Unlike most other computer component makers, Park Electrochemical (PKE) is more swim than sink. Last year, the Lake Success (N.Y.) company, which makes resin and laminants for printed circuit boards, was turning away customers. Why? Lack of capacity. Its plants couldn't meet demand, so Park beefed up capacity in California and expanded factories in Singapore and France.
Now that Park's plants are up to speed, however, demand has skidded. An industry inventory buildup prompted Edward White of Lehman Brothers to tone down his estimates: He trimmed revenue forecasts for fiscal year 2002 and cut earnings estimates by 10 cents, to $2.85 a share. The stock has fallen, too, from a 52-week high of 50 in November to 29.50 on Feb 28.
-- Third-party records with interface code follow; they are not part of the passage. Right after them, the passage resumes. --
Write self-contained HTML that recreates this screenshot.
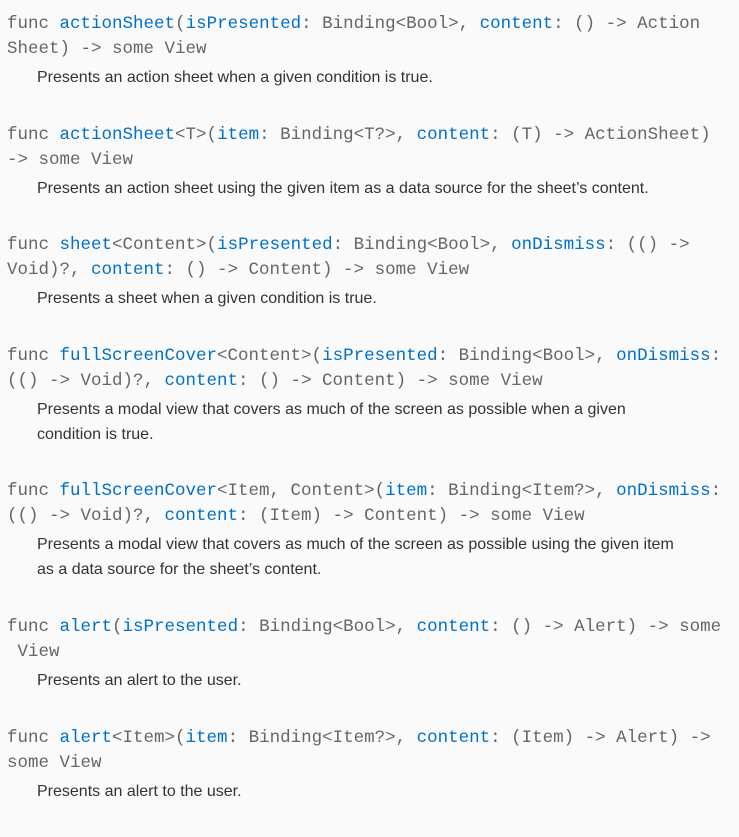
<!DOCTYPE html>
<html><head><style>
body{margin:0;background:#fafafa;width:739px;height:837px;overflow:hidden}
.w{padding-top:12px}
.c{font-family:"Liberation Mono",monospace;font-size:17.5px;line-height:25px;color:#666;margin-left:7px;white-space:pre}
.c b{font-weight:normal;color:#0070c9}
.d{font-family:"Liberation Sans",sans-serif;font-size:16px;line-height:25px;color:#333;margin:3px 0 32.6px 37px;width:686px}
</style></head><body><div class="w">
<div class="c">func <b>actionSheet</b>(<b>isPresented</b>: Binding&lt;Bool&gt;, <b>content</b>: () -&gt; Action
Sheet) -&gt; some View</div>
<div class="d">Presents an action sheet when a given condition is true.</div>
<div class="c">func <b>actionSheet</b>&lt;T&gt;(<b>item</b>: Binding&lt;T?&gt;, <b>content</b>: (T) -&gt; ActionSheet)
-&gt; some View</div>
<div class="d">Presents an action sheet using the given item as a data source for the sheet’s content.</div>
<div class="c">func <b>sheet</b>&lt;Content&gt;(<b>isPresented</b>: Binding&lt;Bool&gt;, <b>onDismiss</b>: (() -&gt;
Void)?, <b>content</b>: () -&gt; Content) -&gt; some View</div>
<div class="d">Presents a sheet when a given condition is true.</div>
<div class="c">func <b>fullScreenCover</b>&lt;Content&gt;(<b>isPresented</b>: Binding&lt;Bool&gt;, <b>onDismiss</b>:
(() -&gt; Void)?, <b>content</b>: () -&gt; Content) -&gt; some View</div>
<div class="d">Presents a modal view that covers as much of the screen as possible when a given<br>condition is true.</div>
<div class="c">func <b>fullScreenCover</b>&lt;Item, Content&gt;(<b>item</b>: Binding&lt;Item?&gt;, <b>onDismiss</b>:
(() -&gt; Void)?, <b>content</b>: (Item) -&gt; Content) -&gt; some View</div>
<div class="d">Presents a modal view that covers as much of the screen as possible using the given item<br>as a data source for the sheet’s content.</div>
<div class="c">func <b>alert</b>(<b>isPresented</b>: Binding&lt;Bool&gt;, <b>content</b>: () -&gt; Alert) -&gt; some
 View</div>
<div class="d">Presents an alert to the user.</div>
<div class="c">func <b>alert</b>&lt;Item&gt;(<b>item</b>: Binding&lt;Item?&gt;, <b>content</b>: (Item) -&gt; Alert) -&gt;
some View</div>
<div class="d">Presents an alert to the user.</div>
</div></body></html>
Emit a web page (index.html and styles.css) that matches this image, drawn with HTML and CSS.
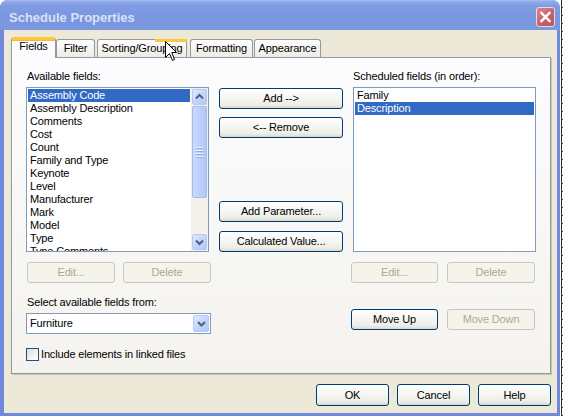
FILE: index.html
```html
<!DOCTYPE html>
<html>
<head>
<meta charset="utf-8">
<title>Schedule Properties</title>
<link rel="stylesheet" href="styles.css">
</head>
<body>
<div class="window">
  <div class="titlebar">
    <span class="title">Schedule Properties</span>
    <span class="close"><svg width="17" height="18" viewBox="0 0 17 18"><path d="M4.5 5 L12.5 13 M12.5 5 L4.5 13" stroke="#fff" stroke-width="2.4" stroke-linecap="square"/></svg></span>
  </div>
  <div class="client">
    <div class="tabs">
      <div class="tab active t-fields">Fields</div>
      <div class="tab t-filter">Filter</div>
      <div class="tab hot t-sort">Sorting/Grouping</div>
      <div class="tab t-format">Formatting</div>
      <div class="tab t-appear">Appearance</div>
    </div>
    <div class="panel">
      <div class="col col-left">
        <div class="label">Available fields:</div>
        <div class="listbox">
          <div class="items">
            <div class="item sel">Assembly Code</div>
            <div class="item">Assembly Description</div>
            <div class="item">Comments</div>
            <div class="item">Cost</div>
            <div class="item">Count</div>
            <div class="item">Family and Type</div>
            <div class="item">Keynote</div>
            <div class="item">Level</div>
            <div class="item">Manufacturer</div>
            <div class="item">Mark</div>
            <div class="item">Model</div>
            <div class="item">Type</div>
            <div class="item">Type Comments</div>
          </div>
          <div class="sb">
            <div class="sb-btn sb-up"><svg width="13" height="14" viewBox="0 0 13 14"><polyline points="3,8.5 6.5,5 10,8.5" fill="none" stroke="#4d6185" stroke-width="2"/></svg></div>
            <div class="sb-thumb"><span class="grip"></span><span class="grip"></span><span class="grip"></span><span class="grip"></span></div>
            <div class="sb-track"></div>
            <div class="sb-btn sb-down"><svg width="13" height="14" viewBox="0 0 13 14"><polyline points="3,5.5 6.5,9 10,5.5" fill="none" stroke="#4d6185" stroke-width="2"/></svg></div>
          </div>
        </div>
        <div class="btnrow btnrow-left">
          <div class="btn dis w88">Edit...</div>
          <div class="btn dis w88">Delete</div>
        </div>
        <div class="label label-select">Select available fields from:</div>
        <div class="combo">
          <span class="combo-text">Furniture</span>
          <span class="dd"><svg width="13" height="15" viewBox="0 0 13 15"><polyline points="3,6 6.5,9.5 10,6" fill="none" stroke="#4d6185" stroke-width="2"/></svg></span>
        </div>
        <div class="check"><span class="box"></span><span>Include elements in linked files</span></div>
      </div>
      <div class="col col-mid">
        <div class="btn">Add --&gt;</div>
        <div class="btn m8">&lt;-- Remove</div>
        <div class="btn m-param">Add Parameter...</div>
        <div class="btn m9">Calculated Value...</div>
      </div>
      <div class="col col-right">
        <div class="label label-right">Scheduled fields (in order):</div>
        <div class="listbox listbox-right">
          <div class="items">
            <div class="item">Family</div>
            <div class="item sel">Description</div>
          </div>
        </div>
        <div class="btnrow">
          <div class="btn dis w87">Edit...</div>
          <div class="btn dis w88">Delete</div>
        </div>
        <div class="btnrow btnrow-move">
          <div class="btn w87">Move Up</div>
          <div class="btn dis w88">Move Down</div>
        </div>
      </div>
    </div>
    <div class="footer">
      <div class="btn fbtn">OK</div>
      <div class="btn fbtn">Cancel</div>
      <div class="btn fbtn">Help</div>
    </div>
  </div>
</div>
<div class="strip"></div>
<svg class="cursor" width="13" height="21" viewBox="0 0 13 21"><polygon points="0.5,0.5 0.5,16.5 4.5,12.5 7.5,19.5 9.5,18.5 6.8,11.5 11.5,11.5" fill="#fff" stroke="#000" stroke-width="1"/></svg>
</body>
</html>
```

FILE: styles.css
```css
html, body {
  margin: 0;
  padding: 0;
}
body {
  width: 563px;
  height: 416px;
  overflow: hidden;
  display: flex;
  background: #fff;
  font-family: "Liberation Sans", Arial, sans-serif;
  font-size: 11px;
  letter-spacing: -0.15px;
  color: #000;
  position: relative;
}
.window {
  width: 560px;
  height: 416px;
  box-sizing: border-box;
  background: #7089dc;
  border-radius: 8px 8px 0 0;
  display: flex;
  flex-direction: column;
  flex: none;
}
.titlebar {
  height: 30px;
  flex: none;
  display: flex;
  justify-content: space-between;
  align-items: flex-start;
  padding: 0 5px 0 9px;
  border-radius: 8px 8px 0 0;
  background: linear-gradient(#a8bdf1 0px, #8ea8ea 2px, #7f9be2 6px, #7a96df 20px, #7b97e0 30px);
}
.title {
  margin-top: 10px;
  line-height: 15px;
  font-size: 13px;
  font-weight: bold;
  letter-spacing: 0;
  color: #d8e2f7;
}
.close {
  margin-top: 7px;
  width: 19px;
  height: 20px;
  box-sizing: border-box;
  border: 1px solid #ead6dc;
  border-radius: 3px;
  background: linear-gradient(135deg, #d38a93, #c2606d 60%, #b45563);
  display: flex;
  align-items: center;
  justify-content: center;
}
.client {
  flex: 1;
  margin: 0 3px 3px 4px;
  background: #ece9d8;
  display: flex;
  flex-direction: column;
  padding: 7px 6px 0 7px;
}
.tabs {
  height: 20px;
  display: flex;
  align-items: flex-end;
  flex: none;
}
.tab {
  box-sizing: border-box;
  height: 18px;
  border: 1px solid #919b9c;
  border-bottom: none;
  border-radius: 3px 3px 0 0;
  background: linear-gradient(#fefefe, #f4f3ee 60%, #ecebe5);
  text-align: center;
  padding-top: 2px;
  line-height: 13px;
  white-space: nowrap;
  position: relative;
}
.tab.active {
  height: 21px;
  margin-bottom: -1px;
  background: #fcfcfe;
  border-top: 3px solid #ffc83c;
  box-shadow: inset 0 1px 0 #f5b644;
  padding-top: 0;
  z-index: 1;
}
.tab.hot::before {
  content: "";
  position: absolute;
  top: -1px;
  right: -1px;
  width: 32px;
  height: 3px;
  background: #ffc83c;
}
.t-fields { width: 45px; }
.t-filter { width: 39px; }
.t-sort { width: 90px; margin-left: 2px; }
.t-format { width: 63px; margin-left: 3px; }
.t-appear { width: 67px; margin-left: 1px; }

.panel {
  height: 317px;
  box-sizing: border-box;
  flex: none;
  border: 1px solid #919b9c;
  background: linear-gradient(#fcfcfe, #f4f3ee);
  box-shadow: 1px 1px 0 #c9c6b6;
  display: grid;
  grid-template-columns: 185px 124px 186px;
  column-gap: 8px;
  padding: 12px 0 0 14px;
  align-items: start;
}
.col {
  display: flex;
  flex-direction: column;
}
.label {
  height: 13px;
  line-height: 13px;
  padding-left: 1px;
  margin-bottom: 4px;
  white-space: nowrap;
}
.label-right {
  padding-left: 2px;
}
.label-select {
  margin-top: 13px;
}
.listbox {
  box-sizing: border-box;
  width: 183px;
  height: 165px;
  border: 1px solid #7f9db9;
  background: #fff;
  display: flex;
  overflow: hidden;
}
.listbox-right {
  margin-left: 2px;
}
.items {
  flex: 1;
  padding: 1px;
  overflow: hidden;
}
.item {
  height: 13px;
  line-height: 13px;
  padding-left: 2px;
  white-space: nowrap;
}
.item.sel {
  background: #316ac5;
  color: #fff;
}
.sb {
  width: 17px;
  flex: none;
  display: flex;
  flex-direction: column;
  align-items: center;
  background: #f3f1ec;
}
.sb-btn {
  box-sizing: border-box;
  width: 15px;
  height: 16px;
  flex: none;
  border: 1px solid #b7c8f0;
  border-radius: 2px;
  background: linear-gradient(135deg, #e3ebfe, #c4d5fc 50%, #b4c8f6);
  display: flex;
  align-items: center;
  justify-content: center;
}
.sb-up { margin-top: 1px; }
.sb-down { margin-bottom: 1px; }
.sb-thumb {
  box-sizing: border-box;
  width: 15px;
  height: 92px;
  margin-top: 1px;
  flex: none;
  border: 1px solid #a5b9ee;
  border-radius: 2px;
  background: linear-gradient(to right, #cad9fd, #bccffb 60%, #b2c7f8);
  display: flex;
  flex-direction: column;
  align-items: center;
  justify-content: center;
  gap: 1px;
}
.grip {
  width: 7px;
  height: 1px;
  background: #eef3fe;
  box-shadow: 0 1px 0 #8faaee;
  margin-bottom: 1px;
}
.sb-track {
  flex: 1;
}
.btnrow {
  display: flex;
  gap: 9px;
  margin-top: 10px;
}
.btnrow-left {
  gap: 8px;
  padding-left: 1px;
}
.btnrow-move {
  margin-top: 26px;
}
.btn {
  box-sizing: border-box;
  height: 21px;
  border: 1px solid #003c74;
  border-radius: 3px;
  background: linear-gradient(#ffffff 0%, #f7f7f4 40%, #efeee8 80%, #e3e1d8 94%, #d6d0c5 100%);
  display: flex;
  align-items: center;
  justify-content: center;
  white-space: nowrap;
  line-height: 13px;
  flex: none;
}
.btn.dis {
  border-color: #c9c7ba;
  color: #aca899;
  background: #f5f4ea;
}
.w87 { width: 87px; }
.w88 { width: 88px; }
.col-mid {
  padding-top: 18px;
}
.col-mid .btn {
  width: 124px;
}
.m8 { margin-top: 8px; }
.m9 { margin-top: 9px; }
.m-param { margin-top: 63px; }
.combo {
  box-sizing: border-box;
  width: 185px;
  height: 21px;
  border: 1px solid #7f9db9;
  background: #fff;
  display: flex;
  align-items: center;
  justify-content: space-between;
}
.combo-text {
  padding-left: 3px;
  line-height: 13px;
}
.dd {
  box-sizing: border-box;
  width: 16px;
  height: 17px;
  margin-right: 1px;
  border: 1px solid #b7c8f0;
  border-radius: 2px;
  background: linear-gradient(135deg, #e3ebfe, #c4d5fc 50%, #b4c8f6);
  display: flex;
  align-items: center;
  justify-content: center;
}
.check {
  margin-top: 14px;
  display: flex;
  align-items: center;
  gap: 2px;
  height: 13px;
  line-height: 13px;
  white-space: nowrap;
}
.box {
  box-sizing: border-box;
  width: 13px;
  height: 13px;
  border: 1px solid #1c5180;
  background: linear-gradient(135deg, #dcdcd7, #f6f6f3 70%, #fff);
}
.footer {
  display: flex;
  justify-content: flex-end;
  gap: 8px;
  padding-top: 10px;
}
.fbtn {
  width: 73px;
  height: 22px;
}
.strip {
  width: 3px;
  height: 416px;
  flex: none;
  background:
    linear-gradient(to right, #fff 0 1px, #2a2a2a 1px 2px, transparent 2px),
    repeating-linear-gradient(#fff 0 7px, #555 7px 8px);
}
.cursor {
  position: absolute;
  left: 165px;
  top: 41px;
}
```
Nevertheless, White is high on the stock and blames the price drop on an "unwarranted" sell-off. Park's plants are now set to produce higher-end products for wireless base stations and routers, instead of just laptops and cell phones, he notes. So far, results have exceeded Wall Street's forecasts: On Feb. 15, Park announced that earnings for the fourth quarter ended Feb. 27 would beat consensus estimates of 64 cents. This follows three quarters of exceeding its forecasts for earnings and operating margins.
A stock with a price-earnings ratio of 10, with cash earnings growing at 20%, fits the bill for Needham fund manager Peter Trapp. "This is good quality for a consistent earnings streak," says Trapp, who sees Park hitting 100 in two years. He bought Park a year ago at 14 1/2, and it's now a top-10 stock in Needham's $133 million Growth Fund. The fund is up 13% this year, after a 7.4% gain in 2000's erratic market. The fund's annualized five-year return is 35%-plus.